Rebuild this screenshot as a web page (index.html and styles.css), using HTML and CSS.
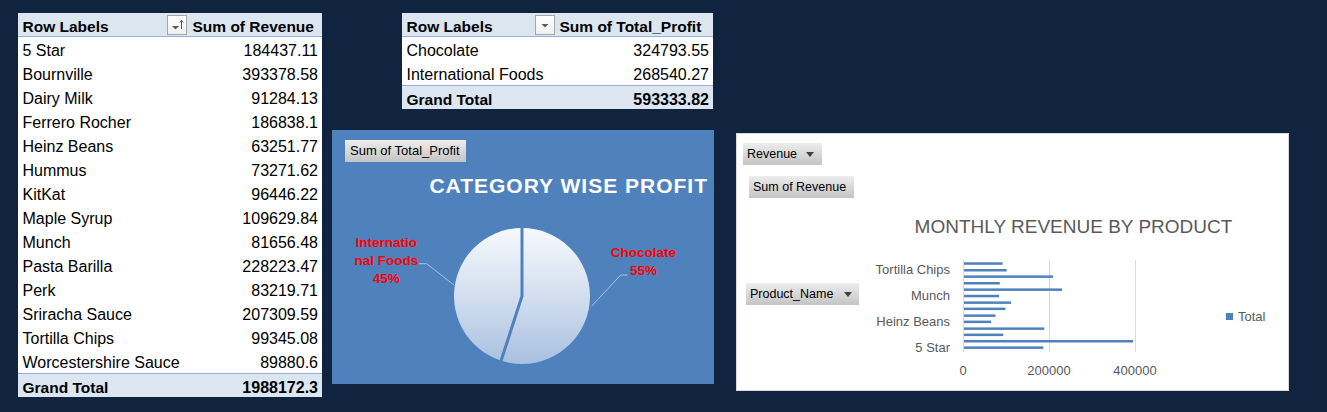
FILE: index.html
```html
<!DOCTYPE html>
<html lang="en">
<head>
<meta charset="utf-8">
<title>Sales Dashboard</title>
<link rel="stylesheet" href="styles.css">
</head>
<body>
<div class="page">
  <div class="pivot pivot-rev">
    <div class="row head">
      <div class="lbl">Row Labels
        <span class="filter-btn">
          <svg width="18" height="18" viewBox="0 0 18 18"><path d="M4 10h7l-3.5 3.5z" fill="#595959"/><path d="M13.5 13V4.5M11.8 6.5l1.7-2.2 1.7 2.2" stroke="#595959" stroke-width="1" fill="none"/></svg>
        </span>
      </div>
      <div class="hval">Sum of Revenue</div>
    </div>
    <div class="row"><div class="lbl">5 Star</div><div class="val">184437.11</div></div>
    <div class="row"><div class="lbl">Bournville</div><div class="val">393378.58</div></div>
    <div class="row"><div class="lbl">Dairy Milk</div><div class="val">91284.13</div></div>
    <div class="row"><div class="lbl">Ferrero Rocher</div><div class="val">186838.1</div></div>
    <div class="row"><div class="lbl">Heinz Beans</div><div class="val">63251.77</div></div>
    <div class="row"><div class="lbl">Hummus</div><div class="val">73271.62</div></div>
    <div class="row"><div class="lbl">KitKat</div><div class="val">96446.22</div></div>
    <div class="row"><div class="lbl">Maple Syrup</div><div class="val">109629.84</div></div>
    <div class="row"><div class="lbl">Munch</div><div class="val">81656.48</div></div>
    <div class="row"><div class="lbl">Pasta Barilla</div><div class="val">228223.47</div></div>
    <div class="row"><div class="lbl">Perk</div><div class="val">83219.71</div></div>
    <div class="row"><div class="lbl">Sriracha Sauce</div><div class="val">207309.59</div></div>
    <div class="row"><div class="lbl">Tortilla Chips</div><div class="val">99345.08</div></div>
    <div class="row"><div class="lbl">Worcestershire Sauce</div><div class="val">89880.6</div></div>
    <div class="row total"><div class="lbl">Grand Total</div><div class="val">1988172.3</div></div>
  </div>

  <div class="mid">
    <div class="pivot pivot-profit">
      <div class="row head">
        <div class="lbl">Row Labels
          <span class="filter-btn">
            <svg width="18" height="18" viewBox="0 0 18 18"><path d="M5.5 8h7L9 11.5z" fill="#595959"/></svg>
          </span>
        </div>
        <div class="hval">Sum of Total_Profit</div>
      </div>
      <div class="row"><div class="lbl">Chocolate</div><div class="val">324793.55</div></div>
      <div class="row"><div class="lbl">International Foods</div><div class="val">268540.27</div></div>
      <div class="row total"><div class="lbl">Grand Total</div><div class="val">593333.82</div></div>
    </div>

    <div class="pie-panel">
      <div class="field-btn pie-btn">Sum of Total_Profit</div>
      <div class="pie-title">CATEGORY WISE PROFIT</div>
      <svg class="pie-svg" width="382" height="185" viewBox="0 69 382 185">
        <defs>
          <linearGradient id="pieGrad" x1="0" y1="0" x2="0" y2="1">
            <stop offset="0" stop-color="#f6f9fd"/>
            <stop offset="0.55" stop-color="#cfdcee"/>
            <stop offset="1" stop-color="#a9c0df"/>
          </linearGradient>
        </defs>
        <circle cx="190" cy="166" r="68" fill="url(#pieGrad)"/>
        <path d="M190 97V166L169 231" stroke="#4f81bd" stroke-width="3" fill="none"/>
        <path d="M87 133.7H94.7L122 155" stroke="#a9c0df" stroke-width="1" fill="none"/>
        <path d="M259.7 176L288.7 145H295.7" stroke="#a9c0df" stroke-width="1" fill="none"/>
        <g class="pie-label">
          <text x="54.3" y="116.5">Internatio</text>
          <text x="54.3" y="135">nal Foods</text>
          <text x="54.3" y="153">45%</text>
          <text x="311.5" y="126.5">Chocolate</text>
          <text x="311.5" y="144.8">55%</text>
        </g>
      </svg>
    </div>
  </div>

  <div class="bar-panel">
    <div class="bar-fields">
      <div class="field-btn drop btn-revenue">Revenue <span class="caret"></span></div>
      <div class="field-btn btn-sum">Sum of Revenue</div>
      <div class="field-btn drop btn-product">Product_Name <span class="caret"></span></div>
    </div>
    <svg class="bar-svg" width="422" height="256" viewBox="130 1 422 256">
      <text class="bar-title" x="337.5" y="100">MONTHLY REVENUE BY PRODUCT</text>
      <g stroke="#d9d9d9" stroke-width="1">
        <line x1="227.5" y1="127" x2="227.5" y2="219"/>
        <line x1="313.5" y1="127" x2="313.5" y2="219"/>
        <line x1="399.5" y1="127" x2="399.5" y2="219"/>
      </g>
      <g fill="#4f81bd">
        <rect x="228" y="129.3" width="38.6" height="2.5"/>
        <rect x="228" y="136" width="42.7" height="2.5"/>
        <rect x="228" y="142.4" width="89.1" height="2.5"/>
        <rect x="228" y="149" width="35.8" height="2.5"/>
        <rect x="228" y="155.4" width="98.1" height="2.5"/>
        <rect x="228" y="161.8" width="35.1" height="2.5"/>
        <rect x="228" y="168.4" width="47.1" height="2.5"/>
        <rect x="228" y="174.6" width="41.5" height="2.5"/>
        <rect x="228" y="181.4" width="31.5" height="2.5"/>
        <rect x="228" y="187.6" width="27.2" height="2.5"/>
        <rect x="228" y="194.4" width="80.3" height="2.5"/>
        <rect x="228" y="200.6" width="39.3" height="2.5"/>
        <rect x="228" y="207" width="169.2" height="2.5"/>
        <rect x="228" y="213.4" width="79.3" height="2.5"/>
      </g>
      <g class="cat-label">
        <text x="214" y="140.5">Tortilla Chips</text>
        <text x="214" y="166.5">Munch</text>
        <text x="214" y="192.5">Heinz Beans</text>
        <text x="214" y="218.5">5 Star</text>
      </g>
      <g class="axis-label">
        <text x="227" y="241.5">0</text>
        <text x="313" y="241.5">200000</text>
        <text x="399" y="241.5">400000</text>
      </g>
      <rect x="490" y="180" width="7" height="7" fill="#4f81bd"/>
      <text class="legend-text" x="502" y="187.7">Total</text>
    </svg>
  </div>
</div>
</body>
</html>
```

FILE: styles.css
```css
html, body {
  margin: 0;
  padding: 0;
  overflow: hidden;
}

body {
  width: 1327px;
  height: 412px;
  background: #10233f;
  font-family: "Liberation Sans", Arial, sans-serif;
  color: #000;
}

.page {
  display: flex;
  align-items: flex-start;
  padding: 13px 0 0 18px;
}

/* ---------- pivot tables ---------- */
.pivot {
  display: flex;
  flex-direction: column;
  background: #fff;
  font-size: 16px;
}

.pivot-rev { width: 304px; }
.pivot-profit { width: 311px; margin-left: 70px; }

.row {
  display: flex;
  align-items: center;
  height: 24px;
  padding-top: 4px;
  box-sizing: border-box;
  white-space: nowrap;
}

.row .lbl {
  display: flex;
  align-items: center;
  justify-content: space-between;
  box-sizing: border-box;
  padding-left: 4.5px;
  height: 100%;
}

.pivot-rev .lbl { width: 170px; }
.pivot-profit .lbl { width: 153px; }

.row .val {
  flex: 1;
  text-align: right;
  padding-right: 4px;
}

.row.head {
  background: #dce6f1;
  border-bottom: 1px solid #95b3d7;
  font-weight: bold;
  font-size: 15.5px;
}

.row .hval {
  flex: 1;
  padding-left: 4.5px;
}

.row.total {
  background: #dce6f1;
  border-top: 1px solid #95b3d7;
  font-weight: bold;
  font-size: 15.5px;
}

.row.total .val { font-size: 16px; }

.filter-btn {
  display: flex;
  align-items: center;
  justify-content: center;
  width: 20px;
  height: 20px;
  box-sizing: border-box;
  margin: -3px 1px 0 0;
  border: 1px solid #a6a6a6;
  background: linear-gradient(#ffffff, #eef0f3);
}

.pivot-profit .filter-btn { margin-right: 0; }

/* ---------- middle column ---------- */
.mid {
  display: flex;
  flex-direction: column;
  align-items: flex-start;
  margin-left: 10px;
}

.pie-panel {
  display: flex;
  flex-direction: column;
  align-items: flex-start;
  width: 382px;
  height: 254px;
  margin-top: 21px;
  background: #4f81bd;
  overflow: hidden;
}

.field-btn {
  display: flex;
  align-items: center;
  height: 22px;
  line-height: 22px;
  font-size: 12.5px;
  color: #000;
  background: linear-gradient(#ededed, #c4c4c4);
  white-space: nowrap;
  box-sizing: border-box;
}

.pie-btn {
  margin: 10px 0 0 13px;
  padding: 0 6px 0 5px;
  font-size: 13px;
}

.pie-title {
  align-self: flex-end;
  margin: 11px 6px 0 0;
  line-height: 26px;
  font-size: 21px;
  font-weight: bold;
  letter-spacing: 1px;
  color: #fff;
}

.pie-svg { display: block; }

.pie-label text {
  fill: #ff0000;
  font-family: "Liberation Sans", Arial, sans-serif;
  font-weight: bold;
  font-size: 13.5px;
  text-anchor: middle;
}

/* ---------- bar chart ---------- */
.bar-panel {
  display: flex;
  width: 553px;
  height: 258px;
  margin: 120px 0 0 22px;
  box-sizing: border-box;
  border: 1px solid #d9d9d9;
  background: #fff;
}

.bar-fields {
  display: flex;
  flex-direction: column;
  align-items: flex-start;
  width: 129px;
  flex: none;
}

.drop { padding: 0 8px 0 4px; }

.caret {
  width: 0;
  height: 0;
  margin-left: 9px;
  border-left: 4px solid transparent;
  border-right: 4px solid transparent;
  border-top: 5px solid #404040;
}

.btn-revenue { margin: 9px 0 0 6px; }
.btn-sum { margin: 11px 0 0 12px; padding: 0 8px 0 4px; }
.btn-product { margin: 85px 0 0 9px; padding-right: 7px; }
.btn-product .caret { margin-left: 11px; }

.bar-svg { display: block; }

.bar-svg text {
  font-family: "Liberation Sans", Arial, sans-serif;
  fill: #595959;
}

.bar-title {
  font-size: 19px;
  text-anchor: middle;
}

.cat-label text {
  font-size: 13px;
  text-anchor: end;
}

.axis-label text {
  font-size: 13px;
  text-anchor: middle;
}

.legend-text { font-size: 13px; }
```
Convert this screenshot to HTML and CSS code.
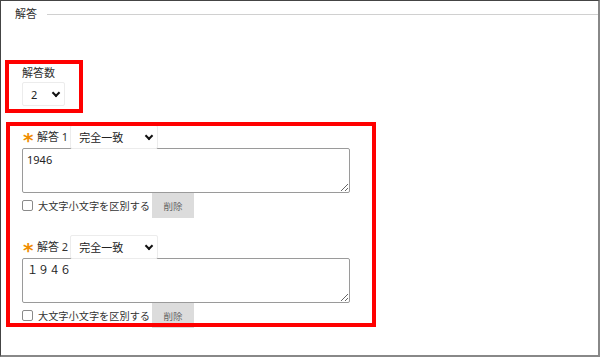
FILE: index.html
```html
<!DOCTYPE html>
<html lang="ja">
  <head>
    <meta charset="UTF-8" />
    <meta name="viewport" content="width=device-width, initial-scale=1.0" />
    <title>解答</title>
    <link rel="stylesheet" href="styles.css">
  </head>
  <body>
    <div class="frame">
      <div class="section-head">
        <span class="section-title">解答</span>
        <span class="section-line"></span>
      </div>

      <div class="count-block">
        <div class="field-label">解答数</div>
        <span class="select-wrap select-small">
          <select>
            <option>2</option>
          </select>
        </span>
      </div>

      <div class="answers">
        <div class="answer">
          <div class="answer-head">
            <span class="required">*</span>
            <span class="answer-label">解答 1</span>
            <span class="select-wrap select-match">
              <select>
                <option>完全一致</option>
              </select>
            </span>
          </div>
          <textarea class="answer-text">1946</textarea>
          <div class="answer-foot">
            <label class="case-check"><input type="checkbox" />大文字小文字を区別する</label>
            <button class="delete-btn">削除</button>
          </div>
        </div>

        <div class="answer">
          <div class="answer-head">
            <span class="required">*</span>
            <span class="answer-label">解答 2</span>
            <span class="select-wrap select-match">
              <select>
                <option>完全一致</option>
              </select>
            </span>
          </div>
          <textarea class="answer-text">１９４６</textarea>
          <div class="answer-foot">
            <label class="case-check"><input type="checkbox" />大文字小文字を区別する</label>
            <button class="delete-btn">削除</button>
          </div>
        </div>
      </div>

      <!-- 注釈の赤枠 -->
      <div class="mark mark-count"></div>
      <div class="mark mark-answers"></div>
    </div>
  </body>
</html>
```

FILE: styles.css
```css
* {
  box-sizing: border-box;
  margin: 0;
  padding: 0;
}

body {
  font-family: "Noto Sans", "Noto Sans CJK JP", sans-serif;
  font-size: 11px;
  color: #333;
  background: #fff;
}

.frame {
  position: relative;
  width: 600px;
  height: 357px;
  border-top: 1px solid #444;
  border-left: 1px solid #444;
  border-right: 2px solid #888;
  border-bottom: 2px solid #888;
  overflow: hidden;
}

.section-head {
  display: flex;
  align-items: center;
  gap: 10px;
  height: 26px;
  padding-left: 14px;
}

.section-title {
  font-size: 11px;
  line-height: 14px;
  color: #333;
}

.section-line {
  flex: 1;
  height: 1px;
  background: #d0d0d0;
}

.count-block {
  margin-top: 39px;
  padding-left: 21px;
}

.field-label {
  line-height: 14px;
  margin-bottom: 2px;
}

/* セレクト */
.select-wrap {
  position: relative;
  display: inline-block;
  flex-shrink: 0;
}

.select-wrap select {
  appearance: none;
  -webkit-appearance: none;
  display: block;
  height: 24px;
  border: 1px solid #ececec;
  border-radius: 2px;
  background: #fff;
  font-family: "Noto Sans", "Noto Sans CJK JP", sans-serif;
  font-size: 11px;
  color: #222;
  padding-left: 8px;
  outline: none;
}

.select-wrap::after {
  content: "";
  position: absolute;
  top: 8px;
  width: 4px;
  height: 4px;
  border-right: 2px solid #111;
  border-bottom: 2px solid #111;
  transform: rotate(45deg);
  pointer-events: none;
}

.select-small select {
  width: 43px;
}

.select-small::after {
  left: 31px;
}

.select-match select {
  width: 88px;
}

.select-match::after {
  left: 76px;
}

.answers {
  margin-top: 19px;
  padding-left: 21px;
  display: flex;
  flex-direction: column;
  gap: 17px;
}

.answer-head {
  display: flex;
  align-items: center;
  height: 24px;
}

.required {
  width: 15px;
  flex-shrink: 0;
  font-family: "DejaVu Sans", sans-serif;
  font-size: 20px;
  font-weight: bold;
  line-height: 16px;
  color: #f08c00;
  padding-top: 6px;
  padding-left: 1px;
}

.answer-label {
  white-space: nowrap;
  flex-shrink: 0;
  margin-right: 2px;
  line-height: 14px;
}

.answer-text {
  display: block;
  width: 328px;
  height: 45px;
  margin-top: -1px;
  border: 1px solid #9a9a9a;
  border-radius: 2px;
  padding: 4px 4px;
  font-family: "Noto Sans", "Noto Sans CJK JP", sans-serif;
  font-size: 11px;
  line-height: 14px;
  color: #222;
  resize: vertical;
  outline: none;
}

.answer-foot {
  display: flex;
  align-items: center;
  height: 25px;
}

.case-check {
  display: flex;
  align-items: center;
  gap: 5px;
  font-size: 10.2px;
  color: #333;
  white-space: nowrap;
}

.case-check input {
  appearance: none;
  -webkit-appearance: none;
  width: 11px;
  height: 11px;
  border: 1px solid #8a8a8a;
  border-radius: 2px;
  background: #fff;
}

.delete-btn {
  margin-left: 2px;
  width: 42px;
  height: 25px;
  border: none;
  background: #dcdcdc;
  color: #666;
  font-family: "Noto Sans CJK JP", sans-serif;
  font-size: 9.5px;
}

/* 赤枠 */
.mark {
  position: absolute;
  border: 4px solid #ff0000;
  pointer-events: none;
}

.mark-count {
  left: 4px;
  top: 59px;
  width: 78px;
  height: 53px;
}

.mark-answers {
  left: 5px;
  top: 121px;
  width: 370px;
  height: 205px;
}
```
○ ○ ○ ○ ○ ○ ○
• [What needs to be done]: Every line above that contains the word "page" should be reported.

• [Answer]:
Rebuild this screenshot as a web page (index.html and styles.css), using HTML and CSS.
<div class="page">
.page {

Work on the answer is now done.